*What the task requires*
Reproduce the listing below in full and without alteration, apart from its pictures.

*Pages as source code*
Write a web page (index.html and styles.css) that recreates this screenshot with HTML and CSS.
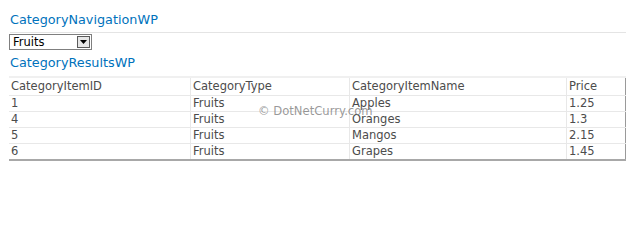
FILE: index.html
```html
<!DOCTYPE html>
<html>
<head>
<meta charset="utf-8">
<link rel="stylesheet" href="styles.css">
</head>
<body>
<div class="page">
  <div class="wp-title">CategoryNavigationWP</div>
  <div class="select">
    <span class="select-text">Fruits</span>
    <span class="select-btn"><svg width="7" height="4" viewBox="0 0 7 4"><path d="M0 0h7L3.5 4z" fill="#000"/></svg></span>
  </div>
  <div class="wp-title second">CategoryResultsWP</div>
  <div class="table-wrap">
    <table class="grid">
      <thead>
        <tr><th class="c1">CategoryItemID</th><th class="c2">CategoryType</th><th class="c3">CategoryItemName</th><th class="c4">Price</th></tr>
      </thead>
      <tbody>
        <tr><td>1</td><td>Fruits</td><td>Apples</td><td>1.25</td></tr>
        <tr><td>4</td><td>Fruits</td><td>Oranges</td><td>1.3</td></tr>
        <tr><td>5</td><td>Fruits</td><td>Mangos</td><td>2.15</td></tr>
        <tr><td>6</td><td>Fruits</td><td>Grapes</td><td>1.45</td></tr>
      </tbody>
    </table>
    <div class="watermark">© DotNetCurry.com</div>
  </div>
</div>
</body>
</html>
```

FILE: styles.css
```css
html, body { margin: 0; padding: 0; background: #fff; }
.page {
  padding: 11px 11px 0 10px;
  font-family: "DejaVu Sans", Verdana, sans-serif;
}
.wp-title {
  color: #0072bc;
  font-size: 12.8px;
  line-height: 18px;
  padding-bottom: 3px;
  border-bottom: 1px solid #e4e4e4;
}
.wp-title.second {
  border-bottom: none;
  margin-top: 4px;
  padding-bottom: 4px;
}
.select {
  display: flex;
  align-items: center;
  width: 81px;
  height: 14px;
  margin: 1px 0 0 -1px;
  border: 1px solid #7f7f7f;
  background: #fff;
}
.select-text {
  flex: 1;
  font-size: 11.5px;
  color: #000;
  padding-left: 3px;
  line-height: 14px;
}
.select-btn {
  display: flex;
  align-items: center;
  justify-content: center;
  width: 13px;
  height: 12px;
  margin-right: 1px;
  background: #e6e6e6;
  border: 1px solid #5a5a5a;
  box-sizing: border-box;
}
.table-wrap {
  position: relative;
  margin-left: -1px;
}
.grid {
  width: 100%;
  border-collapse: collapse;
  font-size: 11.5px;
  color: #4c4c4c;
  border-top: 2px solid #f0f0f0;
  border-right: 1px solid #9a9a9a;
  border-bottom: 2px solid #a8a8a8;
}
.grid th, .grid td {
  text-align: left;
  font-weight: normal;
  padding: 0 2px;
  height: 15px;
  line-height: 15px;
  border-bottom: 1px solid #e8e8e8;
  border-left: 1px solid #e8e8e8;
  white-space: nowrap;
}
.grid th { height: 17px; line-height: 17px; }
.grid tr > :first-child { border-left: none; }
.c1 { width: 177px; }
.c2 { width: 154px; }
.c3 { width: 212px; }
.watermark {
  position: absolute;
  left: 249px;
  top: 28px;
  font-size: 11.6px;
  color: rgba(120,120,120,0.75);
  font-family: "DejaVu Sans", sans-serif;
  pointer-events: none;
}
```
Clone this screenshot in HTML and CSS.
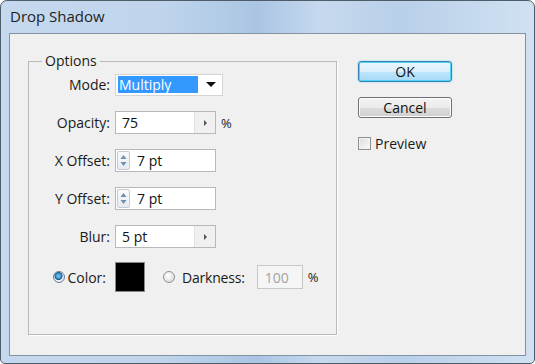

*Exercise response*
Write a web page (index.html and styles.css) that recreates this screenshot with HTML and CSS.
FILE: index.html
```html
<!DOCTYPE html>
<html>
<head>
<meta charset="utf-8">
<link rel="stylesheet" href="styles.css">
</head>
<body>
<div class="page">
  <div class="wp-title">CategoryNavigationWP</div>
  <div class="select">
    <span class="select-text">Fruits</span>
    <span class="select-btn"><svg width="7" height="4" viewBox="0 0 7 4"><path d="M0 0h7L3.5 4z" fill="#000"/></svg></span>
  </div>
  <div class="wp-title second">CategoryResultsWP</div>
  <div class="table-wrap">
    <table class="grid">
      <thead>
        <tr><th class="c1">CategoryItemID</th><th class="c2">CategoryType</th><th class="c3">CategoryItemName</th><th class="c4">Price</th></tr>
      </thead>
      <tbody>
        <tr><td>1</td><td>Fruits</td><td>Apples</td><td>1.25</td></tr>
        <tr><td>4</td><td>Fruits</td><td>Oranges</td><td>1.3</td></tr>
        <tr><td>5</td><td>Fruits</td><td>Mangos</td><td>2.15</td></tr>
        <tr><td>6</td><td>Fruits</td><td>Grapes</td><td>1.45</td></tr>
      </tbody>
    </table>
    <div class="watermark">© DotNetCurry.com</div>
  </div>
</div>
</body>
</html>
```

FILE: styles.css
```css
html, body { margin: 0; padding: 0; background: #fff; }
.page {
  padding: 11px 11px 0 10px;
  font-family: "DejaVu Sans", Verdana, sans-serif;
}
.wp-title {
  color: #0072bc;
  font-size: 12.8px;
  line-height: 18px;
  padding-bottom: 3px;
  border-bottom: 1px solid #e4e4e4;
}
.wp-title.second {
  border-bottom: none;
  margin-top: 4px;
  padding-bottom: 4px;
}
.select {
  display: flex;
  align-items: center;
  width: 81px;
  height: 14px;
  margin: 1px 0 0 -1px;
  border: 1px solid #7f7f7f;
  background: #fff;
}
.select-text {
  flex: 1;
  font-size: 11.5px;
  color: #000;
  padding-left: 3px;
  line-height: 14px;
}
.select-btn {
  display: flex;
  align-items: center;
  justify-content: center;
  width: 13px;
  height: 12px;
  margin-right: 1px;
  background: #e6e6e6;
  border: 1px solid #5a5a5a;
  box-sizing: border-box;
}
.table-wrap {
  position: relative;
  margin-left: -1px;
}
.grid {
  width: 100%;
  border-collapse: collapse;
  font-size: 11.5px;
  color: #4c4c4c;
  border-top: 2px solid #f0f0f0;
  border-right: 1px solid #9a9a9a;
  border-bottom: 2px solid #a8a8a8;
}
.grid th, .grid td {
  text-align: left;
  font-weight: normal;
  padding: 0 2px;
  height: 15px;
  line-height: 15px;
  border-bottom: 1px solid #e8e8e8;
  border-left: 1px solid #e8e8e8;
  white-space: nowrap;
}
.grid th { height: 17px; line-height: 17px; }
.grid tr > :first-child { border-left: none; }
.c1 { width: 177px; }
.c2 { width: 154px; }
.c3 { width: 212px; }
.watermark {
  position: absolute;
  left: 249px;
  top: 28px;
  font-size: 11.6px;
  color: rgba(120,120,120,0.75);
  font-family: "DejaVu Sans", sans-serif;
  pointer-events: none;
}
```
Clone this screenshot in HTML and CSS.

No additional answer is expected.